The bill lets DOT approve risk‑based, data‑driven compliance options to reduce burdens and speed approvals for aviation stakeholders, but it trades off the risk of uneven safety protections, transitional uncertainty for industry, and the need for greater regulatory capacity.
Airlines, manufacturers, and other regulated aviation entities will likely face lower compliance costs, faster approvals, and reduced unnecessary burdens because the Department of Transportation can approve risk‑based alternatives that focus oversight on higher‑risk areas.
Transportation workers and taxpayers can benefit from more flexible, data‑driven safety management because directing the Secretary to permit risk‑based approaches lets regulators target real safety threats rather than applying one‑size‑fits‑all rules.
Transportation workers and taxpayers could face uneven or weakened safety protections if risk‑based approaches are implemented poorly, leaving some lower‑risk activities under‑regulated.
Airlines, manufacturers, and other regulated entities may face short‑term uncertainty and costs as they transition to new risk‑based standards and must demonstrate equivalent safety outcomes.
Federal employees and taxpayers may see increased administrative costs and the need for expanded oversight and analytic capacity at the Department of Transportation to evaluate and approve risk‑based compliance methods.

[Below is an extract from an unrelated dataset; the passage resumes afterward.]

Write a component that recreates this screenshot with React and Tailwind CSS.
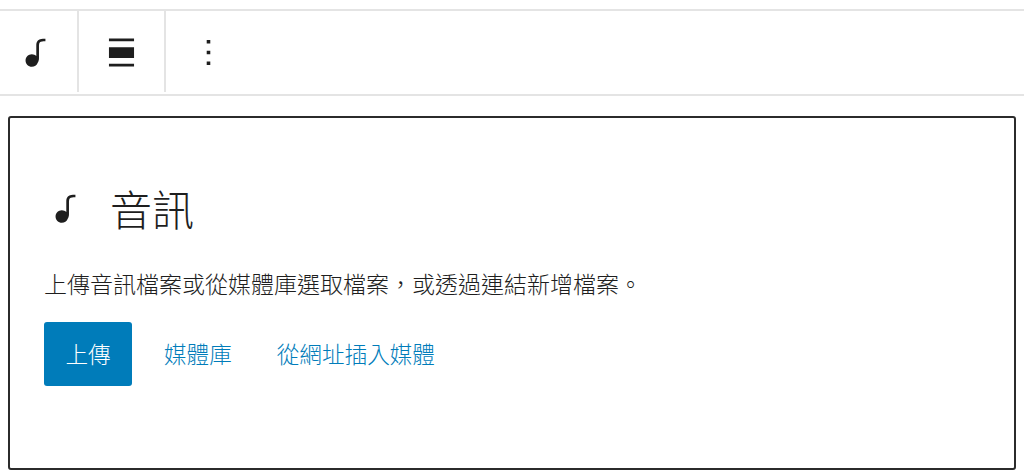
const NoteIcon = ({ className }) => (
  <svg className={className} viewBox="0 0 24 24" fill="currentColor">
    <path d="M17.7 4.3c-1.2 0-2.8 0-3.8 1-.6.6-.9 1.500-.9 2.600V14c-.6-.6-1.500-1-2.500-1C8.600 13 7 14.600 7 16.500S8.600 20 10.500 20c1.500 0 2.800-1 3.300-2.300.5-.8.7-1.600.7-2.500V7.900c0-.7.2-1.200.5-1.600.6-.6 1.800-.6 2.800-.6h.3V4.300h-.4z" />
  </svg>
);

const AlignIcon = ({ className }) => (
  <svg className={className} viewBox="0 0 24 24" fill="currentColor">
    <path d="M5 15h14V9H5v6zm0 4.800h14v-1.500H5v1.500zM5 4.200v1.500h14V4.200H5z" />
  </svg>
);

const MoreIcon = ({ className }) => (
  <svg className={className} viewBox="0 0 24 24" fill="currentColor">
    <path d="M13 19h-2v-2h2v2zm0-6h-2v-2h2v2zm0-6h-2V5h2v2z" />
  </svg>
);

export default function App() {
  return (
    <div lang="zh-TW" className="w-[1024px] h-[476px] bg-white overflow-hidden pt-[9px] font-['Noto_Sans_CJK_TC','Liberation_Sans',sans-serif] font-light text-[#1e1e1e]">
      <div className="h-[87px] border-y-2 border-[#e4e4e4] flex items-stretch">
        <div className="w-[79px] flex items-center pl-[13px] pt-[2px] border-r-2 border-[#e4e4e4] mb-[2px]">
          <NoteIcon className="w-[43px] h-[43px]" />
        </div>
        <div className="w-[87px] flex items-center pl-[21px] pt-[2px] border-r-2 border-[#e4e4e4] mb-[2px]">
          <AlignIcon className="w-[43px] h-[43px]" />
        </div>
        <div className="flex items-center pl-[21px] pt-[1px] mb-[2px]">
          <MoreIcon className="w-[43px] h-[43px]" />
        </div>
      </div>
      <div className="mt-[20px] mx-2 h-[354px] border-2 border-[#2b2b2b] rounded-[3px] px-[34px] pt-[60px]">
        <div className="flex items-center h-[60px]">
          <NoteIcon className="w-[43px] h-[43px] -ml-[1px]" />
          <h2 className="ml-[24px] text-[42px] leading-[60px] font-light">音訊</h2>
        </div>
        <p className="mt-[30px] text-[23px] leading-[30px]">上傳音訊檔案或從媒體庫選取檔案，或透過連結新增檔案。</p>
        <div className="mt-[24px] flex items-center">
          <button className="w-[88px] h-[64px] bg-[#007cba] rounded-[3px] text-white text-[22.6px] font-light">上傳</button>
          <a className="ml-[32px] text-[22.6px] text-[#007cba]">媒體庫</a>
          <a className="ml-[45px] text-[22.6px] text-[#007cba]">從網址插入媒體</a>
        </div>
      </div>
    </div>
  );
}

Based on analysis of 2 sections of legislative text.
Introduced August 1, 2025 by John R. Curtis · Last progress August 1, 2025
Directs the Secretary to ensure standards issued under chapter 601 of Title 49 allow the use of risk-based approaches, concepts, or principles to the maximum extent practicable when complying with those standards. It adds a new subsection to 49 U.S.C. §60102 to create an affirmative obligation for the Secretary to permit risk-based compliance methods. There is no new funding, program creation, or procedural change beyond this directive.